On Friday, Arctic Monkeys’ sixth LP Tranquility Base Hotel + Casino became the fastest-selling vinyl of the last 25 years.
The set, which was lovingly pressed in black, clear, silver and gold formats, shifted 24,500 copies on wax here in the UK in its first week, surpassing the 16,000 units Liam Gallagher’s As You Were clocked up in October 2017.
And, with the likes of Sainsburys launching a vinyl-only compilations label, Record Store Day 2018 reaching more people than ever and general sales of the format soaring to over one million units last year, there’s no doubt wax is back.
Pop culture writer Jennifer Otter Bickerdike recently dropped her tome, Why Vinyl Matters: A Manifesto From Musicians and Fans, to celebrate its rich history – and promising future.
In it, she outlines the importance of the LP’s resurgence as the primary physical format in a wholly digital era, and includes interviews with iconic hip-hop stars, indie legends, DJs, producers and more.
Here, she shares her thoughts on vinyl’s enduring place in our hearts and on our stereos…
Briefly, how important has the format been for the evolution of modern music?
Vinyl is crucial for the evolution of modern music. What streaming and downloading have done is make there be too many choices, and too few bands who will be iconic in a decade or more – think Rolling Stones, Radiohead, Jay-Z. Everything is disposable and throw away – or virtual! So, the physicality of vinyl helps create a more substantial bond between fan and artist in a very material, tangible way.
Was it ever really made obsolete by the CD?
Yes, for the general consumer public. However, small pockets of subcultures and niche markets, like dance and hip-hop, kept it going through the lean times.
Where did the industry go wrong with vinyl during it’s declining years?
It’s not that it went ‘wrong,’ it is that humans often love the new, shiny and ‘superior’ quality that marketing tells us we need in our life. CDs provided all of those attributes, plus they were smaller and easier to travel with than any record could be.
What do you think have been the key contributors to its resurgence?
People miss having a visual and physical representation of who they are in their homes. Records provide this in a unique way.
What does this resurgence mean for music-makers today?
Labels and artists have to consider creating a vinyl format for any new release.
Where do you think demand will plateau?
It won’t. It will change, but it will continue. Every year, people say it has to drop – but it just keeps getting bigger.

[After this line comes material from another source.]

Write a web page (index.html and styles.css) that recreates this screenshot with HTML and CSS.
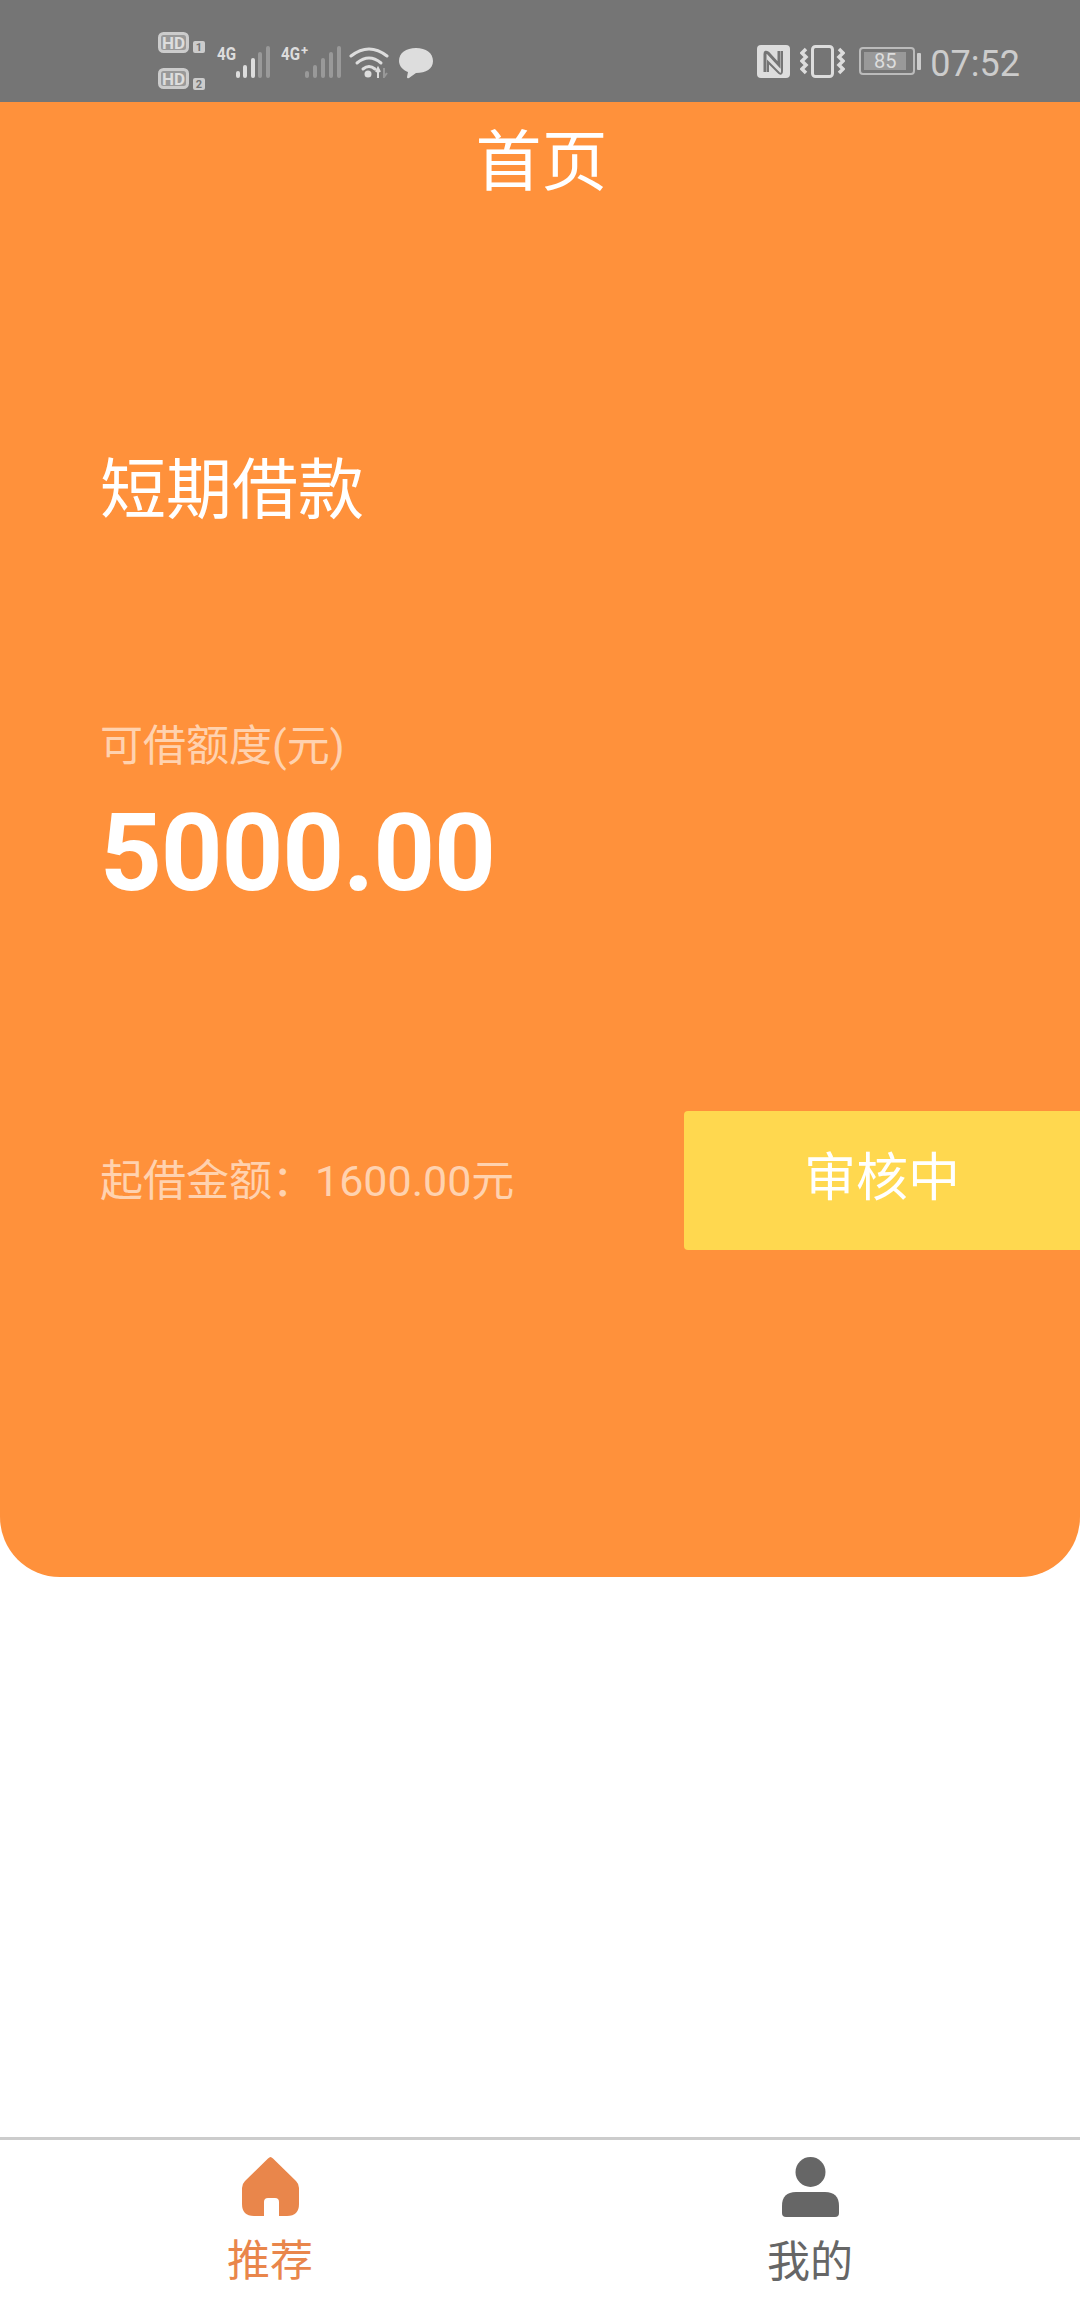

It will never be the main way for the public to consume music, but it will continue to grow in popularity until something else better comes along which fulfills the same human needs as the vinyl record.
Is there really a crisis at the pressing plants due to rising demand, and what should be done to reduce this bottleneck?
Yes, there is, but more pressing plants are coming online to relieve that, which is great.
You spoke to loads of characters for the book – what’s the best insight you garnered?
We all got into music via a specific record which made a lasting impression on us.